### What needs to be done:
Reproduce every line in the listing that contains the word "screenshot".

[Entries with page source code]
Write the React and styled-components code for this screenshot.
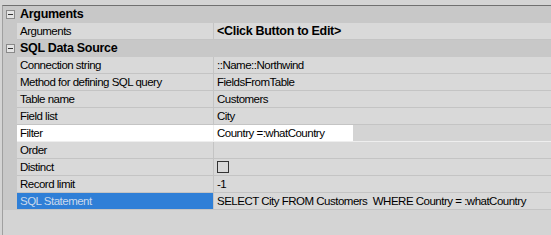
import React from "react";
import styled, { createGlobalStyle, css } from "styled-components";

const Global = createGlobalStyle`
  html, body { margin: 0; padding: 0; }
  body { background: #d4d4d4; font-family: "Liberation Sans", Arial, sans-serif; }
`;

const Page = styled.div`
  width: 551px;
  height: 235px;
  box-sizing: border-box;
  padding: 5px 0 0 2px;
  background: #d4d4d4;
  overflow: hidden;
`;

const Panel = styled.div`
  border-top: 1px solid #707070;
  border-left: 1px solid #a0a0a0;
  height: 100%;
  box-sizing: border-box;
`;

const Row = styled.div`
  position: relative;
  display: grid;
  grid-template-columns: 14px 196px 1fr;
  height: 17px;
  font-size: 11.5px;
  color: #000;
  ${(p) =>
    p.$highlight &&
    css`
      &::before {
        content: "";
        position: absolute;
        left: 11px;
        width: 339px;
        top: -3px;
        bottom: -4px;
        background: #ffffff;
        z-index: 0;
      }
    `}
`;

const Margin = styled.div`
  background: #c8c8c8;
  position: relative;
  z-index: 1;
  display: flex;
  align-items: center;
  justify-content: center;
`;

const Cell = styled.div`
  position: relative;
  z-index: 1;
  box-sizing: border-box;
  border-bottom: 1px solid ${(p) => (p.$light ? "#eeeeee" : "#c4c4c4")};
  background: ${(p) => (p.$selected ? "#2f7fd7" : p.$light ? "transparent" : "#d9d9d9")};
  color: ${(p) => (p.$selected ? "#c9d9ec" : "#000")};
  padding-left: 3px;
  line-height: 17px;
  white-space: nowrap;
  overflow: hidden;
  letter-spacing: ${(p) => (p.$bold ? "-0.3px" : "-0.5px")};
  font-size: ${(p) => (p.$bold ? "12.5px" : "11.5px")};
  font-weight: ${(p) => (p.$bold ? 700 : 400)};
  ${(p) =>
    p.$value &&
    css`
      border-left: 1px solid ${p.$light ? "#eeeeee" : "#c4c4c4"};
      padding-left: 3px;
    `}
`;

const CategoryRow = styled.div`
  display: grid;
  grid-template-columns: 14px 1fr;
  height: 17px;
  background: #c8c8c8;
`;

const CategoryTitle = styled.div`
  font-weight: 700;
  font-size: 12.5px;
  line-height: 17px;
  padding-left: 3px;
  letter-spacing: -0.3px;
`;

const Toggle = styled.div`
  width: 7px;
  height: 7px;
  border: 1px solid #8a8a8a;
  background: #e4e4e4;
  position: relative;
  &::after {
    content: "";
    position: absolute;
    left: 1px;
    right: 1px;
    top: 3px;
    height: 1px;
    background: #333;
  }
`;

const Check = styled.span`
  display: inline-block;
  width: 10px;
  height: 10px;
  border: 1px solid #333;
  vertical-align: middle;
  margin-top: -1px;
`;

const Category = ({ title }) => (
  <CategoryRow>
    <Margin>
      <Toggle />
    </Margin>
    <CategoryTitle>{title}</CategoryTitle>
  </CategoryRow>
);

const Prop = ({ label, value, bold, highlight, selected }) => (
  <Row $highlight={highlight}>
    <Margin />
    <Cell $light={highlight} $selected={selected}>{label}</Cell>
    <Cell $value $light={highlight} $bold={bold}>{value}</Cell>
  </Row>
);

export default function App() {
  return (
    <>
      <Global />
      <Page>
        <Panel>
          <Category title="Arguments" />
          <Prop label="Arguments" value="<Click Button to Edit>" bold />
          <Category title="SQL Data Source" />
          <Prop label="Connection string" value="::Name::Northwind" />
          <Prop label="Method for defining SQL query" value="FieldsFromTable" />
          <Prop label="Table name" value="Customers" />
          <Prop label="Field list" value="City" />
          <Prop label="Filter" value="Country =:whatCountry" highlight />
          <Prop label="Order" value="" />
          <Prop label="Distinct" value={<Check />} />
          <Prop label="Record limit" value="-1" />
          <Prop
            label="SQL Statement"
            value={"SELECT City FROM Customers \u00a0WHERE Country = :whatCountry"}
            selected
          />
        </Panel>
      </Page>
    </>
  );
}
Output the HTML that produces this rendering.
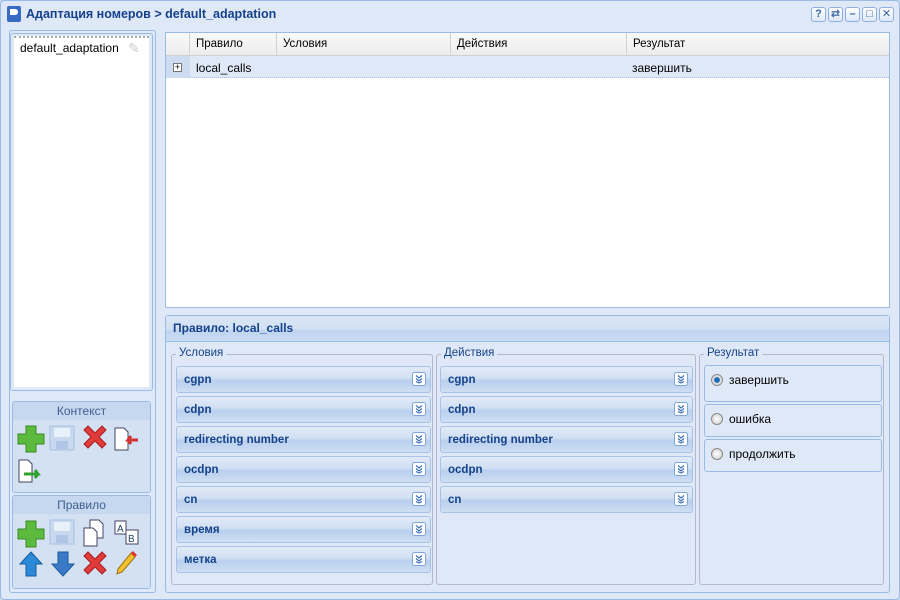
<!DOCTYPE html>
<html><head><meta charset="utf-8"><style>
*{box-sizing:border-box;margin:0;padding:0}
body{width:900px;height:600px;overflow:hidden;background:#cfdcee;font-family:"Liberation Sans","DejaVu Sans",sans-serif;font-size:12px;position:relative}
.a{position:absolute}
.win{left:0;top:0;width:900px;height:600px;border:1px solid #99bbe8;background:#dfe8f6;border-radius:4px}
.title{left:26px;top:7px;font-weight:bold;color:#15428b;font-size:12.5px}
.tb{top:7px;width:15px;height:15px;border:1px solid #8fb0dc;border-radius:3px;background:linear-gradient(#fff,#dce8f7);color:#3a66a5;font-size:11px;font-weight:bold;text-align:center;line-height:13px}
.pan{border:1px solid #99bbe8;background:#dfe8f6}
.hdr{background:linear-gradient(#fafafa,#ececec);border-bottom:1px solid #d0d0d0}
.col{top:0;height:22px;line-height:22px;padding-left:6px;border-right:1px solid #d0d0d0;color:#000;font-size:11.5px}
.fs{border:1px solid #b5b8c8;border-radius:3px}
.lg{background:#dfe8f6;color:#15428b;font-size:11.5px;padding:0 3px;top:-8px;left:4px}
.it{height:27px;border:1px solid #a9c3e8;border-radius:3px;background:linear-gradient(#e2ebf8 0%,#d0dff3 45%,#b9cfee 55%,#cfdef3 100%);color:#15428b;font-weight:bold;font-size:11.5px;line-height:26px;padding-left:7px}
.it svg{position:absolute;right:4px;top:5px}
.rb{border:1px solid #99bbe8;border-radius:3px;left:704px;width:178px}
.rd{left:6px;width:12px;height:12px;border:1px solid #8a8a8a;border-radius:50%;background:radial-gradient(#fff,#ccc)}
.rl{left:24px;font-size:12px;color:#000}
</style></head><body>
<div class="a win"></div>
<div class="a" style="left:7px;top:6px;width:14px;height:16px;background:#3a6bc4;border-radius:2px"></div>
<div class="a" style="left:10px;top:9px;width:8px;height:6px;background:#fff;border-radius:0 3px 3px 0"></div>
<div class="a title">Адаптация номеров &gt; default_adaptation</div>
<div class="a tb" style="left:811px">?</div>
<div class="a tb" style="left:828px">⇄</div>
<div class="a tb" style="left:845px">–</div>
<div class="a tb" style="left:862px">□</div>
<div class="a tb" style="left:879px">✕</div>

<div class="a pan" style="left:9px;top:30px;width:147px;height:563px;border-radius:3px"></div>
<div class="a pan" style="left:10px;top:33px;width:143px;height:358px;border-radius:3px"></div>
<div class="a" style="left:14px;top:36px;width:135px;height:351px;background:#fff;border-top:2px dotted #aaa"></div>
<div class="a" style="left:20px;top:41px;color:#000">default_adaptation</div>
<div class="a" style="left:128px;top:40px;color:#ccc;font-size:14px">✎</div>

<div class="a pan" style="left:12px;top:401px;width:139px;height:92px;border-radius:3px;background:#d4e1f2"></div>
<div class="a" style="left:13px;top:402px;width:137px;height:18px;background:#c6d8f0;color:#406090;text-align:center;line-height:18px">Контекст</div>
<div class="a pan" style="left:12px;top:495px;width:139px;height:94px;border-radius:3px;background:#d4e1f2"></div>
<div class="a" style="left:13px;top:496px;width:137px;height:18px;background:#c6d8f0;color:#406090;text-align:center;line-height:18px">Правило</div>

<svg class="a" style="left:0;top:0" width="160" height="600">
<path d="M26 426h10v8h8v10h-8v8h-10v-8h-8v-10h8z" fill="#5cba3c" stroke="#3a8a25"/>
<rect x="50" y="426" width="24" height="24" fill="#c8d8ee" stroke="#aac0e0"/><rect x="54" y="428" width="16" height="9" fill="#e8f0fa"/><rect x="56" y="441" width="12" height="8" fill="#b0c6e6"/>
<path d="M84 430l4-4 7 7 7-7 4 4-7 7 7 7-4 4-7-7-7 7-4-4 7-7z" fill="#e03a3a" stroke="#a82020"/>
<path d="M115 428h9l4 4v18h-13z" fill="#fff" stroke="#446"/><path d="M138 440h-10l3-4M128 440l3 4" stroke="#d03030" stroke-width="3" fill="none"/>
<path d="M19 460h9l4 4v18h-13z" fill="#fff" stroke="#446"/><path d="M24 474h14l-3-4M38 474l-3 4" stroke="#30a030" stroke-width="3" fill="none"/>
<path d="M26 521h10v8h8v10h-8v8h-10v-8h-8v-10h8z" fill="#5cba3c" stroke="#3a8a25"/>
<rect x="50" y="520" width="24" height="24" fill="#c8d8ee" stroke="#aac0e0"/><rect x="54" y="522" width="16" height="9" fill="#e8f0fa"/><rect x="56" y="535" width="12" height="8" fill="#b0c6e6"/>
<path d="M90 520h9l4 4v14h-13z" fill="#fff" stroke="#446"/><path d="M84 528h9l4 4v14h-13z" fill="#fff" stroke="#446"/>
<rect x="115" y="521" width="11" height="13" fill="#fff" stroke="#446"/><text x="117" y="532" font-size="10" fill="#246">A</text><rect x="126" y="530" width="12" height="14" fill="#fff" stroke="#446"/><text x="128" y="542" font-size="10" fill="#246">B</text>
<path d="M31 552l11 12h-6v12h-10v-12h-6z" fill="#2a8ad8" stroke="#1a5a9a"/>
<path d="M58 552h10v12h6l-11 12-11-12h6z" fill="#3a7ac8" stroke="#1a5a9a"/>
<path d="M84 556l4-4 7 7 7-7 4 4-7 7 7 7-4 4-7-7-7 7-4-4 7-7z" fill="#e03a3a" stroke="#a82020"/>
<path d="M131 553l4 4-13 15-5 2 1-5z" fill="#f0c030" stroke="#a07010"/><path d="M131 553l4 4 2-2-4-4z" fill="#e03030"/>
</svg>

<div class="a pan" style="left:165px;top:32px;width:725px;height:276px;background:#fff">
 <div class="a hdr" style="left:0;top:0;width:723px;height:23px">
  <div class="a col" style="left:0;width:24px"></div>
  <div class="a col" style="left:24px;width:87px">Правило</div>
  <div class="a col" style="left:111px;width:174px">Условия</div>
  <div class="a col" style="left:285px;width:176px">Действия</div>
  <div class="a col" style="left:461px;width:262px;border:0">Результат</div>
 </div>
 <div class="a" style="left:0;top:23px;width:723px;height:22px;background:#dfe8f6;border-bottom:1px dotted #99bbe8"></div>
 <div class="a" style="left:0;top:23px;width:24px;height:22px;background:#cddcf0"></div>
 <div class="a" style="left:7px;top:30px;width:9px;height:9px;border:1px solid #777;background:#fff;font-size:9px;line-height:7px;text-align:center">+</div>
 <div class="a" style="left:30px;top:28px">local_calls</div>
 <div class="a" style="left:466px;top:28px">завершить</div>
</div>

<div class="a pan" style="left:165px;top:315px;width:725px;height:278px;border-radius:3px"></div>
<div class="a" style="left:166px;top:316px;width:723px;height:26px;background:linear-gradient(#dae6f5 0%,#d2e1f4 50%,#bfd4f0 60%,#cadbf2 100%);border-bottom:1px solid #99bbe8"></div>
<div class="a" style="left:173px;top:321px;font-weight:bold;color:#15428b">Правило: local_calls</div>

<div class="a fs" style="left:171px;top:354px;width:262px;height:231px"><div class="a lg">Условия</div></div>
<div class="a fs" style="left:436px;top:354px;width:260px;height:231px"><div class="a lg">Действия</div></div>
<div class="a fs" style="left:699px;top:354px;width:185px;height:231px"><div class="a lg">Результат</div></div>

<svg width="0" height="0" style="position:absolute"><defs><g id="ch"><rect x="0.5" y="0.5" width="13" height="13" rx="2" fill="#fff" stroke="#7fa5d8"/><path d="M4 3.5l3 2.5 3-2.5M4 6.5l3 2.5 3-2.5M4 9.5l3 1.5 3-1.5" stroke="#3b6fb6" stroke-width="1.2" fill="none"/></g></defs></svg>

<div class="a it" style="left:176px;top:366px;width:255px">cgpn<svg width="14" height="14"><use href="#ch"/></svg></div>
<div class="a it" style="left:176px;top:396px;width:255px">cdpn<svg width="14" height="14"><use href="#ch"/></svg></div>
<div class="a it" style="left:176px;top:426px;width:255px">redirecting number<svg width="14" height="14"><use href="#ch"/></svg></div>
<div class="a it" style="left:176px;top:456px;width:255px">ocdpn<svg width="14" height="14"><use href="#ch"/></svg></div>
<div class="a it" style="left:176px;top:486px;width:255px">cn<svg width="14" height="14"><use href="#ch"/></svg></div>
<div class="a it" style="left:176px;top:516px;width:255px">время<svg width="14" height="14"><use href="#ch"/></svg></div>
<div class="a it" style="left:176px;top:546px;width:255px">метка<svg width="14" height="14"><use href="#ch"/></svg></div>

<div class="a it" style="left:440px;top:366px;width:253px">cgpn<svg width="14" height="14"><use href="#ch"/></svg></div>
<div class="a it" style="left:440px;top:396px;width:253px">cdpn<svg width="14" height="14"><use href="#ch"/></svg></div>
<div class="a it" style="left:440px;top:426px;width:253px">redirecting number<svg width="14" height="14"><use href="#ch"/></svg></div>
<div class="a it" style="left:440px;top:456px;width:253px">ocdpn<svg width="14" height="14"><use href="#ch"/></svg></div>
<div class="a it" style="left:440px;top:486px;width:253px">cn<svg width="14" height="14"><use href="#ch"/></svg></div>

<div class="a rb" style="top:365px;height:37px"><div class="a rd" style="top:8px;background:radial-gradient(#1a6ab8 35%,#ddd 45%)"></div><div class="a rl" style="top:7px">завершить</div></div>
<div class="a rb" style="top:404px;height:33px"><div class="a rd" style="top:8px"></div><div class="a rl" style="top:7px">ошибка</div></div>
<div class="a rb" style="top:439px;height:33px"><div class="a rd" style="top:8px"></div><div class="a rl" style="top:7px">продолжить</div></div>
</body></html>
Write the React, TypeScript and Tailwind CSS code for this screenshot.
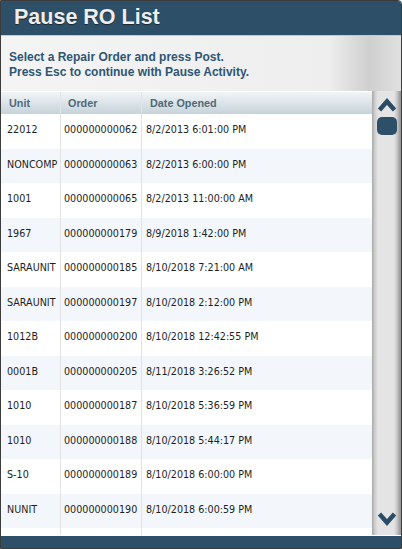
import React from "react";

const rows: [string, string, string][] = [
  ["22012", "000000000062", "8/2/2013 6:01:00 PM"],
  ["NONCOMP", "000000000063", "8/2/2013 6:00:00 PM"],
  ["1001", "000000000065", "8/2/2013 11:00:00 AM"],
  ["1967", "000000000179", "8/9/2018 1:42:00 PM"],
  ["SARAUNIT", "000000000185", "8/10/2018 7:21:00 AM"],
  ["SARAUNIT", "000000000197", "8/10/2018 2:12:00 PM"],
  ["1012B", "000000000200", "8/10/2018 12:42:55 PM"],
  ["0001B", "000000000205", "8/11/2018 3:26:52 PM"],
  ["1010", "000000000187", "8/10/2018 5:36:59 PM"],
  ["1010", "000000000188", "8/10/2018 5:44:17 PM"],
  ["S-10", "000000000189", "8/10/2018 6:00:00 PM"],
  ["NUNIT", "000000000190", "8/10/2018 6:00:59 PM"],
];

export default function App() {
  return (
    <div className="w-[402px] h-[549px] border border-[#3c3c3c] rounded-tr-[4px] overflow-hidden flex flex-col bg-white" style={{ fontFamily: '"Liberation Sans", Arial, sans-serif' }}>
      <div className="h-[34px] shrink-0 bg-[#2e4f68] flex items-center pl-[13px]">
        <span className="text-[21.5px] font-bold text-[#eeeeee] leading-none [text-shadow:0_1px_1px_rgba(0,0,0,0.5)]">Pause RO List</span>
      </div>
      <div className="h-[56px] shrink-0 border-t border-[#c8c8c8] bg-[linear-gradient(to_right,#f4f4f4_0%,#eeeeee_82%,#cfcfcf_92%,#e0e0e0_100%)] flex flex-col justify-center pl-[8px] pt-[2px]">
        <div className="text-[12px] font-bold text-[#2d5673] leading-[15px]">Select a Repair Order and press Post.</div>
        <div className="text-[12px] font-bold text-[#2d5673] leading-[15px]">Press Esc to continue with Pause Activity.</div>
      </div>
      <div className="flex-1 flex min-h-0">
        <div className="w-[371px] flex flex-col border-t border-white">
          <div className="h-[22px] shrink-0 flex bg-[linear-gradient(to_bottom,#f1f5f7,#c6d3da)] text-[10.8px] font-bold text-[#4f6878] items-center">
            <div className="w-[60px] pl-[8px] h-full flex items-center border-r border-[#dfe6ea]">Unit</div>
            <div className="w-[81px] pl-[7px] h-full flex items-center border-r border-[#dfe6ea]">Order</div>
            <div className="flex-1 pl-[8px] h-full flex items-center">Date Opened</div>
          </div>
          <div className="flex-1 flex flex-col text-[9.6px] text-[#1e1e1e]" style={{ fontFamily: '"DejaVu Sans", Verdana, sans-serif' }}>
            {rows.map((r, i) => (
              <div key={i} className={`h-[34.5px] shrink-0 flex ${i % 2 === 1 ? "bg-[#f3f7fb]" : "bg-white"}`}>
                <div className="w-[60px] pl-[6px] flex items-center pb-[2px] border-r border-[#e2e2e2]">{r[0]}</div>
                <div className="w-[81px] pl-[3px] flex items-center pb-[2px] border-r border-[#e2e2e2]">{r[1]}</div>
                <div className="flex-1 pl-[4px] flex items-center pb-[2px]">{r[2]}</div>
              </div>
            ))}
            <div className="flex-1 flex">
              <div className="w-[60px] border-r border-[#e2e2e2]" />
              <div className="w-[81px] border-r border-[#e2e2e2]" />
            </div>
          </div>
        </div>
        <div className="w-[29px] flex flex-col items-center bg-[linear-gradient(to_right,#a8a8a8_0px,#cfcfcf_3px,#e4e4e4_6px,#e4e4e4_22px,#c8c8c8_25px,#9a9a9a_28px)]">
          <svg width="20" height="15" viewBox="0 0 20 15" className="mt-[6px]">
            <path d="M2.5 13 L10 4.5 L17.5 13" stroke="#2c4c66" strokeWidth="4.5" fill="none" strokeLinejoin="miter" />
          </svg>
          <div className="w-[20px] h-[18px] rounded-[5px] bg-[#2e4f68] mt-[5px]" />
          <div className="flex-1" />
          <svg width="20" height="15" viewBox="0 0 20 15" className="mb-[8px]">
            <path d="M2.5 2 L10 10.5 L17.5 2" stroke="#2c4c66" strokeWidth="4.5" fill="none" strokeLinejoin="miter" />
          </svg>
        </div>
      </div>
      <div className="h-[13px] shrink-0 bg-[#2e4f68] border-t border-white" />
    </div>
  );
}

### Task output:
Write the React and styled-components code for this screenshot.
Write the React, TypeScript and Tailwind CSS code for this screenshot.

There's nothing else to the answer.